*Directive:*
Read the lines below and count those that have the word "TypeScript". Respond with the number only.

*Exercise materials:*
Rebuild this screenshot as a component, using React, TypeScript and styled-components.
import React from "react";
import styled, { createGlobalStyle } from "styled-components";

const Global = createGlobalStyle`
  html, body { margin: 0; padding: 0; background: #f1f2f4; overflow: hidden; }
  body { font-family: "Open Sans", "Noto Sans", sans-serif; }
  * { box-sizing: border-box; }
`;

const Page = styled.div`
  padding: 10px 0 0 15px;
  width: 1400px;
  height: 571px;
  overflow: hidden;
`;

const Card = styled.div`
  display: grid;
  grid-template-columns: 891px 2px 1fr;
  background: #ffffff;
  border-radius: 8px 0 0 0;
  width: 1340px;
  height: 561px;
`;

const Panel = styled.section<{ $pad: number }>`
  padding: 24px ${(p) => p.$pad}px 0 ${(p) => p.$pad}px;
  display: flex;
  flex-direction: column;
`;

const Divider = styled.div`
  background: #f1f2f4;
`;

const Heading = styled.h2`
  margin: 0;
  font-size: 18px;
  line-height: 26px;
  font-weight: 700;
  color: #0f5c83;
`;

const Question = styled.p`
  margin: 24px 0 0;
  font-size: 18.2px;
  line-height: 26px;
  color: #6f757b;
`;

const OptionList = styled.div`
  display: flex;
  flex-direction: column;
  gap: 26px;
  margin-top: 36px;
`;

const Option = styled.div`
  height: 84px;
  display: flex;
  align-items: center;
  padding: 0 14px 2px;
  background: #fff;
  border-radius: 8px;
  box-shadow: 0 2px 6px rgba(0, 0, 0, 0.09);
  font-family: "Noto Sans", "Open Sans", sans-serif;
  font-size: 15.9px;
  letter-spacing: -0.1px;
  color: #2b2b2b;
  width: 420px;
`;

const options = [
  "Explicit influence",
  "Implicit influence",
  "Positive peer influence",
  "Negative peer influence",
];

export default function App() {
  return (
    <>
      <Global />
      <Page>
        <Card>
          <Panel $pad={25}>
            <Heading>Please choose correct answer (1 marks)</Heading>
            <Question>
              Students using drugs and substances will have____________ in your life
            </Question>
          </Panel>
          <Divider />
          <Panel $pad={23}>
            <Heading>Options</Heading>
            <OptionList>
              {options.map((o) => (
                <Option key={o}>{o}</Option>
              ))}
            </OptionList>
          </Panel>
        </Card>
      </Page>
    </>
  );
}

---

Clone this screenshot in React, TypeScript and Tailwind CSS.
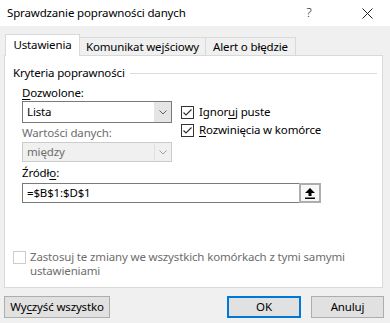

--

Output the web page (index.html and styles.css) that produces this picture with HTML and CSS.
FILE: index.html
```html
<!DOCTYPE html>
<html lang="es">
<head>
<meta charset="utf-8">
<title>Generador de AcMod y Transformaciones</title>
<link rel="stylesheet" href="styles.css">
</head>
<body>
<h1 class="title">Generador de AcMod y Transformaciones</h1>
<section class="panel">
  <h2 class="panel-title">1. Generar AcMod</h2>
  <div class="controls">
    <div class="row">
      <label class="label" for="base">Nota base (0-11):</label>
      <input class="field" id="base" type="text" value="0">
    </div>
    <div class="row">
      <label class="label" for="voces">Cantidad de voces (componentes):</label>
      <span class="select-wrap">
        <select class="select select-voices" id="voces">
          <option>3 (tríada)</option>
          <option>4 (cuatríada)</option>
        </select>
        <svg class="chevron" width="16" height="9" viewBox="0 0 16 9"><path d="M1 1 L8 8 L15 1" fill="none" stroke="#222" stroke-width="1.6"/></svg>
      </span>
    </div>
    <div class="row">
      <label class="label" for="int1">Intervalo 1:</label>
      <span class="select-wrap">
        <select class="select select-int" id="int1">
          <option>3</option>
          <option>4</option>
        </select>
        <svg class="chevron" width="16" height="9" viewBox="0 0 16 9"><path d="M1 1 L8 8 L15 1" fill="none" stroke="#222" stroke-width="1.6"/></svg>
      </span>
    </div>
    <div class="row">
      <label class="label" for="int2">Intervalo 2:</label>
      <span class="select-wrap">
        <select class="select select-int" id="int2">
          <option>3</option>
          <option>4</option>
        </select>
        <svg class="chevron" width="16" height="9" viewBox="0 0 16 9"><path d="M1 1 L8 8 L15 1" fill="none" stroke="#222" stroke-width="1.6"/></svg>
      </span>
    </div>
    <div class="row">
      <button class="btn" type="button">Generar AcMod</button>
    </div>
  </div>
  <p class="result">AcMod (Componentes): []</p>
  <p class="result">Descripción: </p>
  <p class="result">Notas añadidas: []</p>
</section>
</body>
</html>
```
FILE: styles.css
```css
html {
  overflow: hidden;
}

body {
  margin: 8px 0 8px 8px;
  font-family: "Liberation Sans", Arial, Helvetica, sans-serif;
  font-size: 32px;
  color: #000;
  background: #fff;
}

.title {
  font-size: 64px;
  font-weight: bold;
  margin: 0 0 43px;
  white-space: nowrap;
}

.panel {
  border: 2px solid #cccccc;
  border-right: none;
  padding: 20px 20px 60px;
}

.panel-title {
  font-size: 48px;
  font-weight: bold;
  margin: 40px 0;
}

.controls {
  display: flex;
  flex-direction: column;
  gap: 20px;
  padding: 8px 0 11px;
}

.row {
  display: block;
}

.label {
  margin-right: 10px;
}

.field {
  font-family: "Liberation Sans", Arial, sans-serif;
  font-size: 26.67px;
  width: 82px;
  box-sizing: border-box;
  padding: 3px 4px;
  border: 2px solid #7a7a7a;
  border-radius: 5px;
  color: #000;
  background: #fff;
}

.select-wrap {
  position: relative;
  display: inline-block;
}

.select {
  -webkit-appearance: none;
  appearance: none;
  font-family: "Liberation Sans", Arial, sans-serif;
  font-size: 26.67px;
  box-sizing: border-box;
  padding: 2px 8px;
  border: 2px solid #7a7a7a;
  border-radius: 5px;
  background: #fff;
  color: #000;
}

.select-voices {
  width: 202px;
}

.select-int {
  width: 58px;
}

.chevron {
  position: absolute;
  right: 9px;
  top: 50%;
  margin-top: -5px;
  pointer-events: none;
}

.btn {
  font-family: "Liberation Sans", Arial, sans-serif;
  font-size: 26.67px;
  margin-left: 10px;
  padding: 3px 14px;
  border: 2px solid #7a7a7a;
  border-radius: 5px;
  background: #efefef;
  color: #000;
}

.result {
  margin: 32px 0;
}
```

*Output for this task:*
2